Весь день отца навещали его друзья — врачи, все в белых халатах. Они садились на его кровать и похлопывали по одеялу. Он спрашивал их про детей, стараясь сделать им приятное: «Любит ли Эми Бернарда?», «Что Петер собирается делать этим летом?» и тому подобное.
Когда отец поинтересовался, как у меня дела на работе, я ответила: «О'кей!»
— Правда? — спросил он.
— Нет, — ответила я. И добавила, что не уверена, что издательское дело — это моя стихия.
— Дела мои идут скорее плохо, чем хорошо.
— Ты по-прежнему говоришь о том, годишься ли ты для своей работы или нет. А ведь суть в том, получаешь ли ты от нее удовольствие.
— Я готова ее возненавидеть.
Он напомнил мне, что я люблю книги.
— Я не читаю книги, — сказала я. — Я читаю дурацкие рукописи, которые не в силах стать книгами.
— А чем, по-твоему, ты могла бы заняться?

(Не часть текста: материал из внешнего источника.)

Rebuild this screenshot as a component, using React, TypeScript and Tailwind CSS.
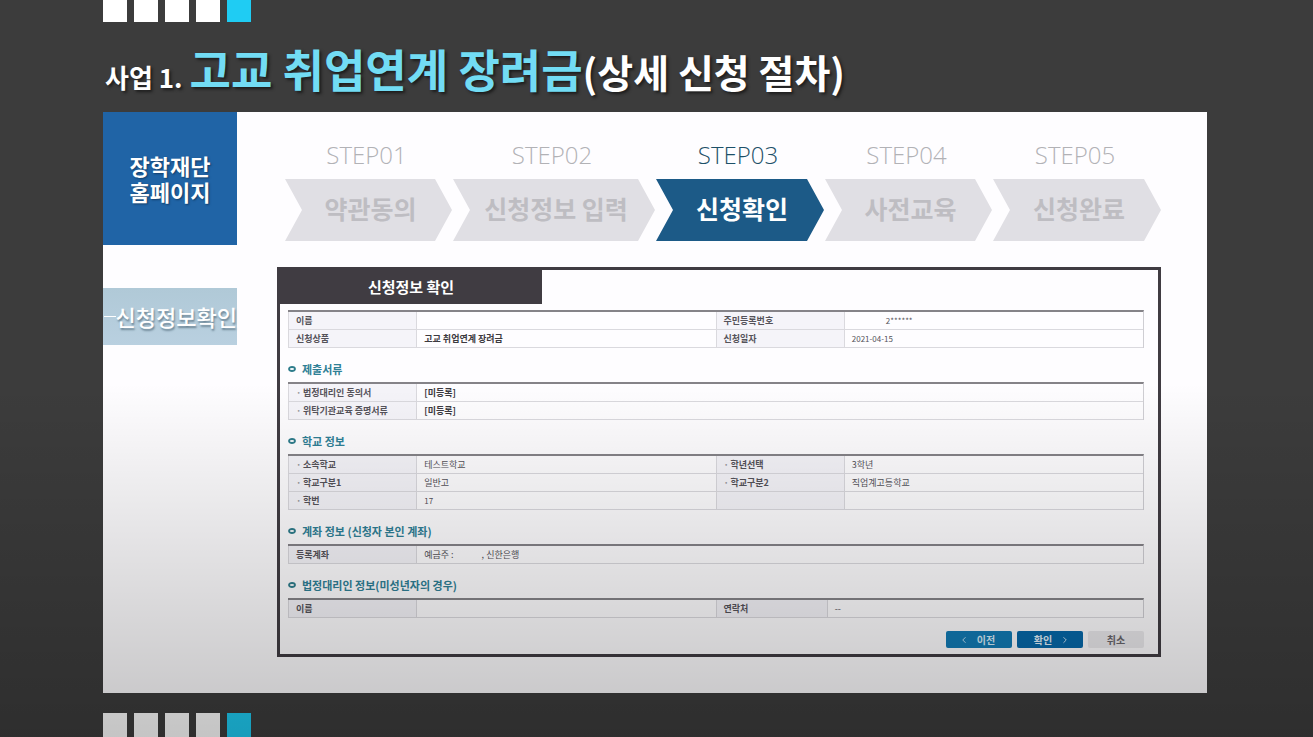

Я сказала, что у меня возникла мысль написать серию брошюр под названием «Руководство для неудачников». И пояснила:
— Что-то вроде инструкции: как неудачнику сделать карьеру или преуспеть в любви.
У меня не было уверенности, трепалась я или всерьез так думала.
— Есть еще какие-нибудь идеи? — спросил он.
Я сказала о ювелирном магазине с надписью на вывеске: «Прокалываем с болью и без боли».
Он рассмеялся.
— Но я не хотела бы прокалывать клиентам что-либо иное, кроме ушей, — добавила я. — Ну, в крайнем случае какой-нибудь случайно подвернувшийся нос.
Лекарства, которые он принимал, вызывали у него тошноту, а мама пыталась заставить его есть.
— Может быть, принести ему бутерброд с паштетом? — спросила она. — Или печеный картофель и хороший бифштекс?
Я не упустила случая заметить:
— Ты всегда говоришь «хороший бифштекс», как будто можешь принести и плохой.
По дороге к больничной парковке я сказала ей, что, пожалуй, не стоит заводить разговоры о еде, пока у папы не пройдет тошнота.
— Ему необходимо поддерживать силы, — ответила мама.
Ее речь больше напоминала жужжание, чем плод человеческого мышления.